Friday, May 05, 2006

More national discussion on grade inflation

The story here is a plug for a book about how to get good grades, but becomes a discussion about grade inflation.

This fits very nicely into our continuing complaint about the low standards that seem to be part of the Applied Studies degree. The administration likes to reduced standards, so that they can keep their enrollment numbers up. We should stand against it in everyway we can.

Battling grade inflation has to be part of it!

Inside Higher Ed :: Should Professors Be Talking More (or Less) About Grades?

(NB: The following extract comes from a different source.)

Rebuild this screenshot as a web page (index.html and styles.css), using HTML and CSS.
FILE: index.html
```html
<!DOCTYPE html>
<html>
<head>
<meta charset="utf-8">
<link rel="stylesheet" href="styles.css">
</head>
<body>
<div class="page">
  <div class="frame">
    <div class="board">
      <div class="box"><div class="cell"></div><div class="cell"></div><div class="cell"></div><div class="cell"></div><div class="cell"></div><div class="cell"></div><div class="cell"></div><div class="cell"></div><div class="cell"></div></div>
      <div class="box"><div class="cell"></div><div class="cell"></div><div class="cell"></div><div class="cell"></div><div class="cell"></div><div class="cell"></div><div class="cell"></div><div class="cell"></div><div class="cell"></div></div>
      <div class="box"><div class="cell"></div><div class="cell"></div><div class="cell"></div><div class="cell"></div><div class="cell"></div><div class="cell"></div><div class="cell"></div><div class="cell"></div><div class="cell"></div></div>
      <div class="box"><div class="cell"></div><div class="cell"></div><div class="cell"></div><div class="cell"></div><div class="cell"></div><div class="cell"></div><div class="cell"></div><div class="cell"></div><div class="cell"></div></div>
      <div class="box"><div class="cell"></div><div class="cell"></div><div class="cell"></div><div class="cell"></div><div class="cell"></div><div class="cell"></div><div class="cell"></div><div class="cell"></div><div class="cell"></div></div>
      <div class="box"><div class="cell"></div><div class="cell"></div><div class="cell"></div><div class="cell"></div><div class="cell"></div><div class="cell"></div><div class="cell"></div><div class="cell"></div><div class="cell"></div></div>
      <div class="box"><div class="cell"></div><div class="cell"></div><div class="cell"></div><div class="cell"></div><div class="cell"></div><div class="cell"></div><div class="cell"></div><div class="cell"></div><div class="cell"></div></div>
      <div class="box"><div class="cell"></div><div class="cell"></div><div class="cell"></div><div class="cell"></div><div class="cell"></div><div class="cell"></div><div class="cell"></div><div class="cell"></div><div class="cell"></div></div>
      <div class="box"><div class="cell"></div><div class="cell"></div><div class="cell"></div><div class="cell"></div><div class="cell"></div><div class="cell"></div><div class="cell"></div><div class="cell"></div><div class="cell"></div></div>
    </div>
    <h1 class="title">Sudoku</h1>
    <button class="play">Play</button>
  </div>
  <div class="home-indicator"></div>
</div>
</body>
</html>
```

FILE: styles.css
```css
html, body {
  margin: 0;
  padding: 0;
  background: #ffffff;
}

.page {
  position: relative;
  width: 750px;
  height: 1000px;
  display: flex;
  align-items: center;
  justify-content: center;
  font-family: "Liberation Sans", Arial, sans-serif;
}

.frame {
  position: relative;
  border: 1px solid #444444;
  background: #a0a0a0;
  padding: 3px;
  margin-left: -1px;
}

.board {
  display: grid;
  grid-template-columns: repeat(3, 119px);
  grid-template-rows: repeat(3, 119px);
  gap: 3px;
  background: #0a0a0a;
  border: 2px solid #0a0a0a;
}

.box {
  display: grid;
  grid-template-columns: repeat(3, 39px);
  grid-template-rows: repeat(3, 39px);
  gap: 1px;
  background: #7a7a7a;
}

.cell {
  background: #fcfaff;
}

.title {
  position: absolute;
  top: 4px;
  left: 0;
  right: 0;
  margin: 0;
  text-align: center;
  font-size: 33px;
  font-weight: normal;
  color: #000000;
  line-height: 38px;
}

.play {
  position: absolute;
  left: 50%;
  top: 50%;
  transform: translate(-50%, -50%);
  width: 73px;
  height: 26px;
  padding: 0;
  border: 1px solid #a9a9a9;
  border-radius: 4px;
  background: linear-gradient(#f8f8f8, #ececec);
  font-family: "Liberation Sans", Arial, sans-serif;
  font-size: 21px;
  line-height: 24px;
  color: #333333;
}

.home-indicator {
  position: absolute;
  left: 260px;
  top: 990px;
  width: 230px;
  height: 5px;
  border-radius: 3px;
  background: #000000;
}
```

Also look at this link that discusses grade inflation and the way colleges market themeselves.

2 comments:

Anonymous said...

I don't like being drawn into these kinds of discussions but I couldn't resist with this particular issue. Faculty don't need help from administrators to produce grade inflation. Since 1991 yearly undergraduate GPAs have inflated from 2.91 to 3.02. The reasons for this are many and you can pick your own favored explanation (ie. student opinion surveys, lazy faculty, assertive students, discipline specific pedagogy, growing research demands, etc.) My own favorite is the 9 point grade scale with "half-grades." There is more than enough blame to go around as well as several departments in COLS with GPAs above those in any of the professional colleges or the BLS program.

Jim Simmons

Lake Winneblogo said...

I would never want to absolve myself from this responsibility. It is clearly less stressful to abdicate and give everyone Bs or As.

Regardless of the grading scale, there are repetitive discussions generated by administrators in institutions all over the country to make sure we keep students in college. How am I to do that, except to make my courses easier?

If the higher-ups continually asked us to raise our standards or not to worry about losing the unprepared students, it would strengthen my backbone.